Surveillance. In light of these concerns, the advisory provides a list of key areas that warrant particularized attention when listing a new derivatives contract based on virtual currency pursuant to self-certification or voluntary submission for Commission review. As self-regulatory organizations (SROs), DCMs and SEFs must establish and maintain effective oversight programs designed to detect and prevent manipulation and delivery and cash-settlement disruptions. However, the advisory states that, without a clear view into the spot markets underlying trading in listed virtual currency derivatives, an exchange may lack the ability to effectively identify and address risks.
As such, the advisory explains that the CFTC staff will assess an exchange’s ability to look into underlying spot markets as part of its review of the exchange’s market surveillance program. The advisory posits that a well-designed surveillance program for virtual currency derivatives includes information-sharing arrangements with the underlying markets that provide access to trade data, including prices, volumes, times, and quotes.
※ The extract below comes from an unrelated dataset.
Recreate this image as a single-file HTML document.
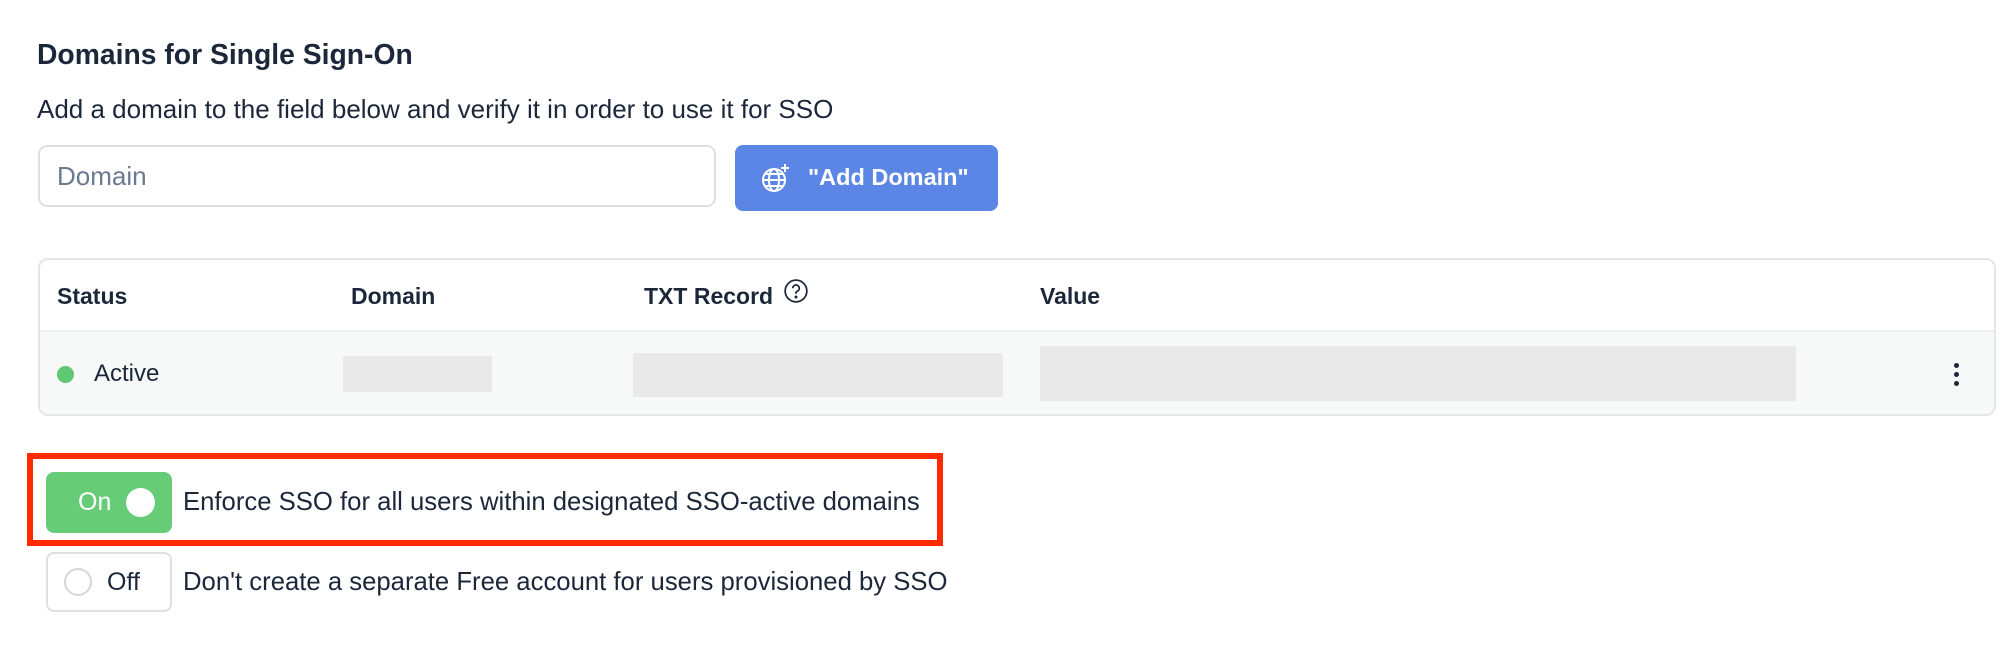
<!DOCTYPE html>
<html><head><meta charset="utf-8"><style>
*{box-sizing:border-box;margin:0;padding:0}
body{width:2000px;height:659px;background:#fff;font-family:"Liberation Sans",sans-serif;color:#1c273a;position:relative;overflow:hidden}
.a{position:absolute;white-space:nowrap}
</style></head><body>
<div class="a" style="left:37px;top:37px;font-size:28.3px;font-weight:bold;line-height:34px">Domains for Single Sign-On</div>
<div class="a" style="left:37px;top:94px;font-size:26px;line-height:30px">Add a domain to the field below and verify it in order to use it for SSO</div>
<div class="a" style="left:38px;top:145px;width:678px;height:62px;border:2px solid #dcdfe4;border-radius:9px"></div>
<div class="a" style="left:57px;top:161px;font-size:26px;line-height:30px;color:#6b7a90">Domain</div>
<div class="a" style="left:735px;top:145px;width:263px;height:66px;background:#5b86e5;border-radius:8px"></div>
<svg class="a" style="left:760px;top:162px" width="32" height="32" viewBox="0 0 32 32" fill="none" stroke="#fff" stroke-width="2"><circle cx="14" cy="18" r="11"/><ellipse cx="14" cy="18" rx="5" ry="11"/><path d="M3 18h22M5 12h18M5 24h18"/><path d="M25 2v8M21 6h8"/></svg>
<div class="a" style="left:808px;top:163px;font-size:23.5px;font-weight:bold;color:#fff;line-height:28px">"Add Domain"</div>
<div class="a" style="left:38px;top:258px;width:1958px;height:158px;border:2px solid #e3e5ea;border-radius:10px;overflow:hidden">
<div style="height:72px;border-bottom:2px solid #eceef0;background:#fff"></div>
<div style="height:84px;background:#f7f8f8"></div>
</div>
<div class="a" style="left:57px;top:282px;font-size:23px;font-weight:bold;line-height:28px">Status</div>
<div class="a" style="left:351px;top:282px;font-size:23px;font-weight:bold;line-height:28px">Domain</div>
<div class="a" style="left:644px;top:282px;font-size:23px;font-weight:bold;line-height:28px">TXT Record</div>
<svg class="a" style="left:783px;top:278px" width="26" height="26" viewBox="0 0 24 24" fill="none" stroke="#1c273a" stroke-width="1.6"><circle cx="12" cy="12" r="10"/><path d="M9 9.5a3 3 0 1 1 4 2.8c-.8.4-1 1-1 1.7v.5"/><circle cx="12" cy="17.5" r=".6" fill="#1c273a"/></svg>
<div class="a" style="left:1040px;top:282px;font-size:23px;font-weight:bold;line-height:28px">Value</div>
<div class="a" style="left:57px;top:366px;width:17px;height:17px;border-radius:50%;background:#5fc870"></div>
<div class="a" style="left:94px;top:360px;font-size:24px;line-height:28px">Active</div>
<div class="a" style="left:343px;top:356px;width:149px;height:36px;background:#e9e9e9"></div>
<div class="a" style="left:633px;top:353px;width:370px;height:44px;background:#e9e9e9"></div>
<div class="a" style="left:1040px;top:346px;width:756px;height:55px;background:#e9e9e9"></div>
<div class="a" style="left:1954px;top:363px;width:5px;height:5px;border-radius:50%;background:#1c273a"></div>
<div class="a" style="left:1954px;top:372px;width:5px;height:5px;border-radius:50%;background:#1c273a"></div>
<div class="a" style="left:1954px;top:381px;width:5px;height:5px;border-radius:50%;background:#1c273a"></div>
<div class="a" style="left:27px;top:453px;width:916px;height:93px;border:6px solid #ff2a00"></div>
<div class="a" style="left:46px;top:472px;width:126px;height:61px;background:#66cc77;border-radius:8px"></div>
<div class="a" style="left:78px;top:487px;font-size:25px;color:#fff;line-height:30px">On</div>
<div class="a" style="left:126px;top:488px;width:29px;height:29px;border-radius:50%;background:#fff"></div>
<div class="a" style="left:183px;top:487px;font-size:25.7px;line-height:30px">Enforce SSO for all users within designated SSO-active domains</div>
<div class="a" style="left:46px;top:552px;width:126px;height:60px;border:2px solid #dcdfe4;border-radius:8px"></div>
<div class="a" style="left:64px;top:568px;width:28px;height:28px;border-radius:50%;border:2px solid #d3d6db"></div>
<div class="a" style="left:107px;top:567px;font-size:25px;line-height:30px">Off</div>
<div class="a" style="left:183px;top:567px;font-size:25.7px;line-height:30px">Don't create a separate Free account for users provisioned by SSO</div>
</body></html>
Regular monitoring serves to identify anomalies and address problems in a timely manner, according to the advisory, and close coordination with the CFTC’s surveillance group will allow the staff to better oversee and monitor trading in newly listed contracts.
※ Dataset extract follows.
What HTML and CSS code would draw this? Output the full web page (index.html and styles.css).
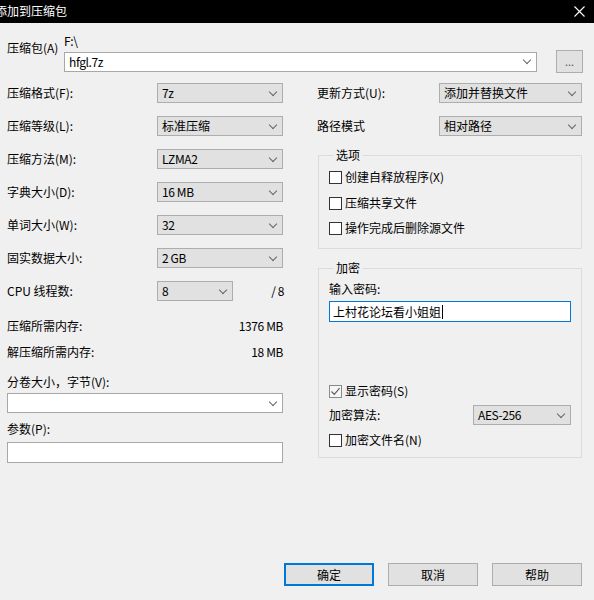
FILE: index.html
```html
<!DOCTYPE html>
<html lang="zh-CN">
<head>
<meta charset="utf-8">
<title>添加到压缩包</title>
<link rel="stylesheet" href="styles.css">
</head>
<body>
<div class="window">
  <div class="titlebar">
    <span class="title">添加到压缩包</span>
    <svg class="close" width="11" height="11" viewBox="0 0 11 11"><path d="M0.5 0.5 L10.5 10.5 M10.5 0.5 L0.5 10.5" stroke="#fff" stroke-width="1.1" fill="none"/></svg>
  </div>
  <div class="content">
    <div class="archive-row">
      <div class="archive-label">压缩包(A)</div>
      <div class="archive-main">
        <div class="path lat">F:\</div>
        <div class="archive-inputs">
          <div class="combo edit archive-combo"><span class="val lat">hfgl.7z</span><span class="chev"></span></div>
          <div class="btn browse">...</div>
        </div>
      </div>
    </div>

    <div class="columns">
      <div class="left">
        <div class="row"><span class="lbl">压缩格式(F):</span><div class="combo sel w126"><span class="val lat">7z</span><span class="chev"></span></div></div>
        <div class="row"><span class="lbl">压缩等级(L):</span><div class="combo sel w126"><span class="val">标准压缩</span><span class="chev"></span></div></div>
        <div class="row"><span class="lbl">压缩方法(M):</span><div class="combo sel w126"><span class="val lat">LZMA2</span><span class="chev"></span></div></div>
        <div class="row"><span class="lbl">字典大小(D):</span><div class="combo sel w126"><span class="val lat">16 MB</span><span class="chev"></span></div></div>
        <div class="row"><span class="lbl">单词大小(W):</span><div class="combo sel w126"><span class="val lat">32</span><span class="chev"></span></div></div>
        <div class="row"><span class="lbl">固实数据大小:</span><div class="combo sel w126"><span class="val lat">2 GB</span><span class="chev"></span></div></div>
        <div class="row row-last"><span class="lbl">CPU 线程数:</span><div class="combo sel w76"><span class="val lat">8</span><span class="chev"></span></div><span class="threads lat">/ 8</span></div>

        <div class="mem mem1"><span>压缩所需内存:</span><span class="lat">1376 MB</span></div>
        <div class="mem mem2"><span>解压缩所需内存:</span><span class="lat">18 MB</span></div>

        <div class="caption vol-cap">分卷大小，字节(V):</div>
        <div class="combo edit full"><span class="val"></span><span class="chev"></span></div>
        <div class="caption par-cap">参数(P):</div>
        <div class="edit full params"></div>
      </div>

      <div class="right">
        <div class="row"><span class="lbl rl">更新方式(U):</span><div class="combo sel w144"><span class="val">添加并替换文件</span><span class="chev"></span></div></div>
        <div class="row"><span class="lbl rl">路径模式</span><div class="combo sel w144"><span class="val">相对路径</span><span class="chev"></span></div></div>

        <fieldset class="group options">
          <legend>选项</legend>
          <div class="check c1"><span class="box"></span><span>创建自释放程序(X)</span></div>
          <div class="check c2"><span class="box"></span><span>压缩共享文件</span></div>
          <div class="check c3"><span class="box"></span><span>操作完成后删除源文件</span></div>
        </fieldset>

        <fieldset class="group encrypt">
          <legend>加密</legend>
          <div class="caption pw-cap">输入密码:</div>
          <div class="edit password"><span>上村花论坛看小姐姐</span><span class="caret"></span></div>
          <div class="check show"><span class="box checked"><svg width="11" height="11" viewBox="0 0 11 11"><path d="M1.5 5.5 L4.3 8.4 L9.6 2.2" stroke="#5a5a5a" stroke-width="1.1" fill="none"/></svg></span><span>显示密码(S)</span></div>
          <div class="algo-row"><span>加密算法:</span><div class="combo sel w98"><span class="val lat">AES-256</span><span class="chev"></span></div></div>
          <div class="check names"><span class="box"></span><span>加密文件名(N)</span></div>
        </fieldset>
      </div>
    </div>
  </div>

  <div class="footer">
    <div class="btn dlg default">确定</div>
    <div class="btn dlg">取消</div>
    <div class="btn dlg">帮助</div>
  </div>
</div>
</body>
</html>
```

FILE: styles.css
```css
* { box-sizing: border-box; }

html, body {
  margin: 0;
  padding: 0;
}

body {
  background: #f0f0f0;
  font-family: "Noto Sans CJK SC", sans-serif;
  font-size: 12px;
  line-height: 14px;
  color: #000;
}

.lat { letter-spacing: -0.4px; }

.window {
  width: 594px;
  height: 600px;
  display: flex;
  flex-direction: column;
  overflow: hidden;
}

.titlebar {
  height: 23px;
  background: #000;
  color: #fff;
  display: flex;
  align-items: center;
  justify-content: space-between;
  padding-right: 9px;
  flex-shrink: 0;
}

.title {
  margin-left: -5px;
  line-height: 14px;
  margin-top: -1px;
}

.close { display: block; margin-top: -1px; }

.content {
  padding: 0 11px 0 7px;
}

/* archive row */
.archive-row {
  display: flex;
  margin-top: 11px;
}

.archive-label {
  width: 57px;
  padding-top: 7px;
}

.archive-main { flex: 1; }

.path { height: 14px; margin-bottom: 2px; }

.archive-inputs {
  display: flex;
  align-items: center;
  gap: 19px;
}

.archive-combo { width: 473px; }

.browse {
  width: 27px;
  height: 23px;
  border-color: #c4c4c4;
  background: #e5e5e5;
  color: #555;
  font-size: 11px;
  line-height: 19px;
}

/* generic controls */
.combo {
  height: 20px;
  display: flex;
  align-items: center;
  justify-content: space-between;
  padding: 0 5px 0 4px;
}

.sel {
  background: #e1e1e1;
  border: 1px solid #adadad;
}

.edit {
  background: #fff;
  border: 1px solid #a8a8a8;
}

.val { white-space: nowrap; }

.chev {
  width: 9px;
  height: 5px;
  position: relative;
  flex-shrink: 0;
}

.chev::before {
  content: "";
  position: absolute;
  left: 2px;
  top: -2px;
  width: 5px;
  height: 5px;
  border-right: 1px solid #666;
  border-bottom: 1px solid #666;
  transform: rotate(45deg);
}

.w126 { width: 126px; }
.w76 { width: 76px; }
.w144 { width: 144px; }
.w98 { width: 98px; }

.btn {
  border: 1px solid #adadad;
  background: #e1e1e1;
  display: flex;
  align-items: center;
  justify-content: center;
}

/* columns */
.columns {
  display: flex;
  margin-top: 10px;
  gap: 34px;
}

.left {
  width: 276px;
  display: flex;
  flex-direction: column;
}

.right {
  width: 265px;
  display: flex;
  flex-direction: column;
}

.row {
  display: flex;
  align-items: center;
  height: 20px;
  margin-bottom: 13px;
}

.row-last { margin-bottom: 0; }

.lbl { width: 150px; flex-shrink: 0; }
.rl { width: 122px; }

.threads {
  flex: 1;
  text-align: right;
  margin-right: -1px;
}

.mem {
  display: flex;
  justify-content: space-between;
  align-items: center;
  height: 14px;
}
.mem1 { margin-top: 18px; }
.mem2 { margin-top: 12px; }

.caption { height: 14px; }
.vol-cap { margin-top: 16px; margin-bottom: 4px; }
.full { width: 276px; }
.par-cap { margin-top: 9px; margin-bottom: 6px; }
.params { height: 21px; }

/* group boxes */
.group {
  margin: 0;
  border: 1px solid #dcdcdc;
  padding: 0 10px 0 10px;
  min-width: 0;
  margin-left: 1px;
}

.group legend {
  padding: 0 2px;
  margin-left: 5px;
  line-height: 14px;
  height: 14px;
}

.options {
  margin-top: -1px;
  padding-bottom: 13px;
}

.check {
  display: flex;
  align-items: center;
  height: 14px;
  gap: 3px;
}

.box {
  width: 13px;
  height: 13px;
  border: 1px solid #333;
  background: #fff;
  flex-shrink: 0;
  display: flex;
  align-items: center;
  justify-content: center;
}

.box.checked { border-color: #8a8a8a; background: #f6f6f6; }
.box svg { display: block; }

.c1 { margin-top: 8px; }
.c2 { margin-top: 12px; }
.c3 { margin-top: 11px; }

.encrypt {
  margin-top: 12px;
  padding-bottom: 10px;
}

.pw-cap { margin-top: 7px; }

.password {
  margin-top: 5px;
  height: 21px;
  border: 1px solid #0078d7;
  display: flex;
  align-items: center;
  padding-left: 3px;
}

.caret {
  width: 1px;
  height: 14px;
  background: #000;
  margin-left: 1px;
}

.show { margin-top: 62px; }

.algo-row {
  display: flex;
  justify-content: space-between;
  align-items: center;
  height: 20px;
  margin-top: 7px;
}

.names { margin-top: 8px; }

/* footer */
.footer {
  margin-top: auto;
  display: flex;
  justify-content: flex-end;
  gap: 14px;
  padding: 0 12px 14px 0;
}

.dlg {
  width: 90px;
  height: 23px;
}

.default {
  border: 2px solid #0078d7;
}
```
Reporting. Under the CFTC’s rules, clearing members, futures commission merchants, and foreign brokers must file daily reports with the agency showing futures and option positions of traders with large positions; however, an exchange can set the reporting level in a particular commodity at a lower level than specified by the Commission, and thereby provide additional reporting. Because it could be difficult to obtain information about trading in the virtual currency spot markets, the advisory suggests that the existing large trader reporting framework could help to identify traders engaging in manipulative activity in virtual currency markets. The staff recommends that exchanges set the reporting threshold for any virtual currency derivative contracts at five bitcoin (or equivalent) to facilitate surveillance of relevant information in the spot markets.
Outreach and risk management. In light of the concerns about price volatility and lack of transparency regarding virtual currencies underlying derivatives contracts, the advisory urges exchanges to engage with relevant stakeholders in developing contract terms and related rules.
According to the advisory, the CFTC staff expects exchanges to solicit stakeholder views prior to listing a new contract on virtual currency, including individuals and entities beyond those interested in trading the new contract. Further, the advisory explains that exchanges should consider including explanations of substantive opposing views as part of its submission to the Commission for self-certification or prior approval for listing of a virtual currency derivative contract.
To increase transparency, if the staff cannot confirm that a contract subject to self-certification complies with the Commodity Exchange Act and CFTC regulations while the exchange lists (or intends to list) the contract, the staff may inform the exchange of its concerns and publish the notification as appropriate.
In addition, once the DCO that will clear a proposed contract is identified, the CFTC staff will request information relevant to clearing and review proposed margin requirements to assess whether they match up with the risks of the contract.
In a statement, CFTC Commissioner Rostin Behnam said that the advisory represents “another step in providing the public with greater transparency into this process.” However, he noted his desire to continue to explore further options, including possible parameters for determining when self-certification may not be appropriate and when matters should be brought before the Commission.